▶ Short task
Scan the data below. Pull out each line where "React" occurs.

▶ Material provided

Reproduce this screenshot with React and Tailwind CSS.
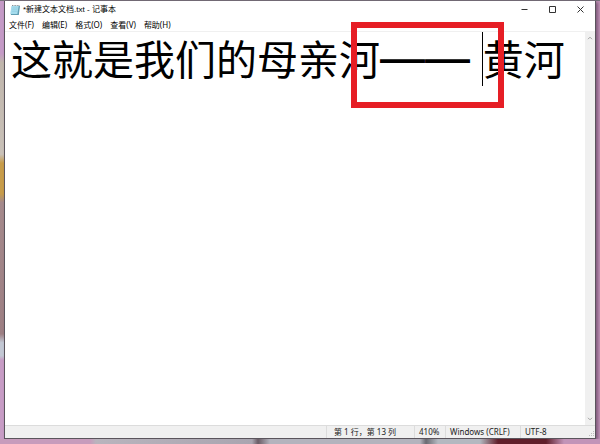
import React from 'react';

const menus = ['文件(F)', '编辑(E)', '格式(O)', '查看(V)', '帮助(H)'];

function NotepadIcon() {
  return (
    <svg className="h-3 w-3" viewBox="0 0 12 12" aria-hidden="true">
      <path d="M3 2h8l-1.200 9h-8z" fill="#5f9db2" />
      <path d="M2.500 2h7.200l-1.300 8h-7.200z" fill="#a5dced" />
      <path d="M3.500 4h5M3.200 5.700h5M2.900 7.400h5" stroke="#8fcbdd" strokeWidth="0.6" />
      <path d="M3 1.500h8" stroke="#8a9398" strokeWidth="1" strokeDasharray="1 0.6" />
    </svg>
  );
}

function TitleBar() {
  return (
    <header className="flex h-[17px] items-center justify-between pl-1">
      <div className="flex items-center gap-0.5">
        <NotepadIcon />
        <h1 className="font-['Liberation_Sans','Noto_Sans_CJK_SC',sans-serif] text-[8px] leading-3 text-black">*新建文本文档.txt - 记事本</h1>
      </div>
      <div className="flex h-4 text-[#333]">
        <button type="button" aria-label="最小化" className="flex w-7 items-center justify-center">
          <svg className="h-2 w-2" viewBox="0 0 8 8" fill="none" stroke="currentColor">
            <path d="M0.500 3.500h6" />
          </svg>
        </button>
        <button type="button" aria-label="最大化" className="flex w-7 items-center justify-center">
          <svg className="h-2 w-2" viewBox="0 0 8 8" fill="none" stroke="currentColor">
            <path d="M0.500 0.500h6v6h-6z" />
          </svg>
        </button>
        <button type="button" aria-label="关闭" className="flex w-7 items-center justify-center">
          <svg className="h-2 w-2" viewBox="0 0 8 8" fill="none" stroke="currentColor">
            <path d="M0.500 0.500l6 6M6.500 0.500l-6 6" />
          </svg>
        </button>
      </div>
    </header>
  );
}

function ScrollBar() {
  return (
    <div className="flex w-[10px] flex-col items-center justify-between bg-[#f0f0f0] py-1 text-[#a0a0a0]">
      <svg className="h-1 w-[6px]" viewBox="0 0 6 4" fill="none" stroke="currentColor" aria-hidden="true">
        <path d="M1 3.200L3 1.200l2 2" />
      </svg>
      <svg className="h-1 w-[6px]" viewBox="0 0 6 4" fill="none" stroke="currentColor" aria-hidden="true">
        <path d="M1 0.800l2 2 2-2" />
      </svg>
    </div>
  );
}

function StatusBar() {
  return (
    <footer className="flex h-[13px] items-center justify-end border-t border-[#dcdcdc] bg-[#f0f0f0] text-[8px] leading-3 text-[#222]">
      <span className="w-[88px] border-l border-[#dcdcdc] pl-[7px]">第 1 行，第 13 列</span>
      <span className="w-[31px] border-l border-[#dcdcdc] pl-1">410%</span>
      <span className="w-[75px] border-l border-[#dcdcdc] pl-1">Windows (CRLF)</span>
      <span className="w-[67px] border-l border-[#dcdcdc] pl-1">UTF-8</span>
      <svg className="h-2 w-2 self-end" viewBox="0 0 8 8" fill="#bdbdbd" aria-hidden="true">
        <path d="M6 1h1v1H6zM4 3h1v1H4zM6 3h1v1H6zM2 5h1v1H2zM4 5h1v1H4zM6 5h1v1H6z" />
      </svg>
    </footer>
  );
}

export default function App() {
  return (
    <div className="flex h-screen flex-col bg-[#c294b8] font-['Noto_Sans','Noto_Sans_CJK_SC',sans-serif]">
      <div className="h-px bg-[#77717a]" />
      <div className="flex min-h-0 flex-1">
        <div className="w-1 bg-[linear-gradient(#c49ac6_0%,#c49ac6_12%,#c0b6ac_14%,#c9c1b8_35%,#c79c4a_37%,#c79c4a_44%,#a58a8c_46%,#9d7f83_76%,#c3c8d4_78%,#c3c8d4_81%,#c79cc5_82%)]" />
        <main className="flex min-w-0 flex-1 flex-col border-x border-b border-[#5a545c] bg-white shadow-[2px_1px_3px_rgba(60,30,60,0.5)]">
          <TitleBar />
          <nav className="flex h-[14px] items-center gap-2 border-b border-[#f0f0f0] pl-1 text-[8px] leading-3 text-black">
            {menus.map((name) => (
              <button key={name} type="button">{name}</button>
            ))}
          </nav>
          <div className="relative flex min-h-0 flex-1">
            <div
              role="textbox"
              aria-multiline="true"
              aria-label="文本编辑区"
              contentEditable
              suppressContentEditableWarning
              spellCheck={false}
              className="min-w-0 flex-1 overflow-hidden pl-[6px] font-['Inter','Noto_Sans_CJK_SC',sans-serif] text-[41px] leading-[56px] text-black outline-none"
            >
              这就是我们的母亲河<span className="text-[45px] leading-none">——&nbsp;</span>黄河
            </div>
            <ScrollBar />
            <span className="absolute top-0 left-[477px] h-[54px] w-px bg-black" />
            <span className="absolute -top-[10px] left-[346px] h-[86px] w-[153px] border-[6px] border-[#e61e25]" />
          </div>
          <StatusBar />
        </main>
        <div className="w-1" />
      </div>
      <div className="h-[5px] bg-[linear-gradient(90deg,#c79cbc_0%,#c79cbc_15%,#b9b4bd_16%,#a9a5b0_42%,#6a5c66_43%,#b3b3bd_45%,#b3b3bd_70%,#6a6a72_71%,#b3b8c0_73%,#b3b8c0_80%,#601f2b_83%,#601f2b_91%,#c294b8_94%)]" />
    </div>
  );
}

▶ Written response
Reproduce this screenshot with React and Tailwind CSS.
import React from 'react';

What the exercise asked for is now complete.